After coming up with the idea, Dr. Akhtar had a tough start.
He had some initial conversations with Braddock Mayor John Fetterman, but they were unable to find a building to suit them in town.
Then, Dr. Akhtar said, the borough stopped returning his calls for months and he was worried the project would never get off the ground.
Mr. Fetterman said in a phone interview that the now-convicted former borough manager, Ella Jones, was not passing on messages to him before she was arrested for embezzlement.
But he also wasn't sure Dr. Akhtar was prepared to open a clinic, though he didn't try to stop it when he did.
"If someone wants to bring health care into Braddock, I welcome it," he said. "But patchwork and ad hoc solutions aren't what the community needs. We need a UPMC-quality urgent care center and that's what I hope we get."
Without Mr. Fetterman's help, Dr. Akhtar said he wasn't sure what to do until three months ago when he told a neighbor in the North Hills about his plight, and the neighbor gave him Tony Buba's phone number.
Mr. Buba is a well-known community activist, helping to lead protests against UPMC in the wake of the hospital's closure.
When he got Dr. Akhtar's call, Mr. Buba ran with it.
"I thought, 'There's probably a lot of single working parents who make too much money to get Medicaid who could use this,' " he said.
He then called Braddock council president Jesse Brown, who knew it was needed.
"We have a primary care center here, but I went to see if I could get some care and they said because I didn't have a primary care doctor there I couldn't go there," he said.
He's referring to the Braddock Family Health Center, which added extended evening and weekend hours -- paid for by UPMC -- as part of a lawsuit settlement over the closure of the hospital.
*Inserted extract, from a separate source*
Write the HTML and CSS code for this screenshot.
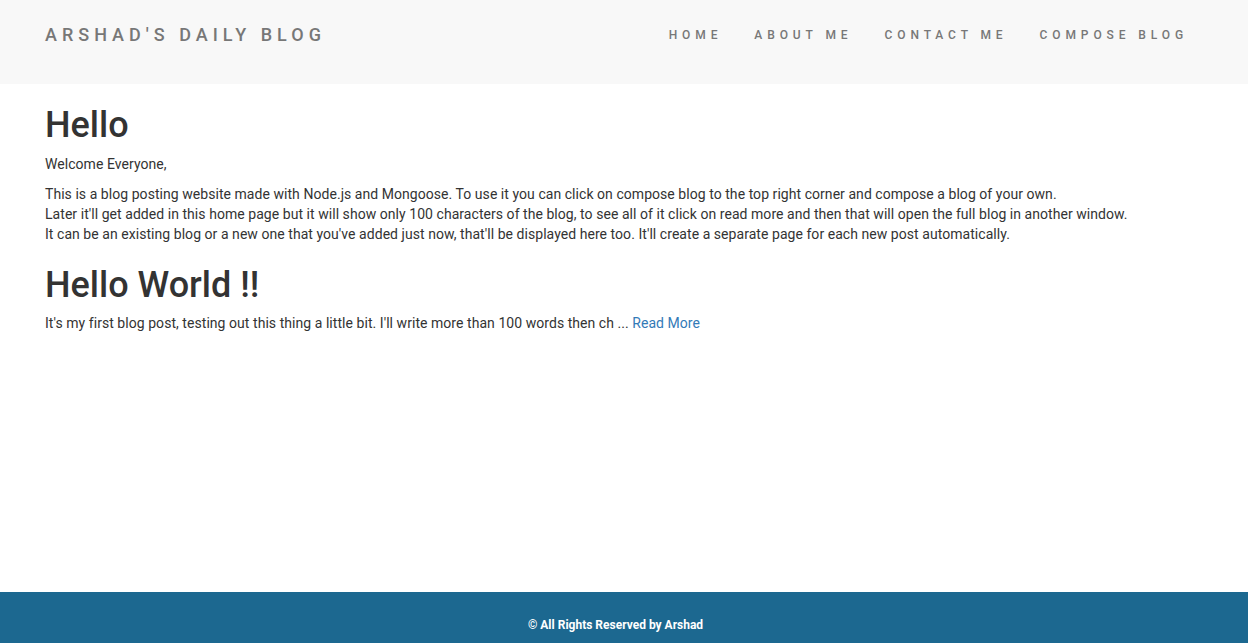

A patient who doesn't have a doctor there can see one, but only in the evening hours or on Saturday, but there's more paperwork to do because it's a federally qualified center, Dr. Akhtar said.
But even with a "soft" opening Saturday -- there was little publicity about it, though a grand opening is planned Sept. 10 -- it was obvious there was a need for the free clinic, Ms. Chughtai said at the end of the day.
"We had four patients in the morning and three more people took applications to see if they're eligible," she said. "And it was quieter in the afternoon. No one came in and we were thinking that maybe we should do one (four-hour) shift in the morning."
"But the local people who are involved said, 'No. Don't do that. They will come as they find out about it. You'll need a second shift.' And I'm sure they're right."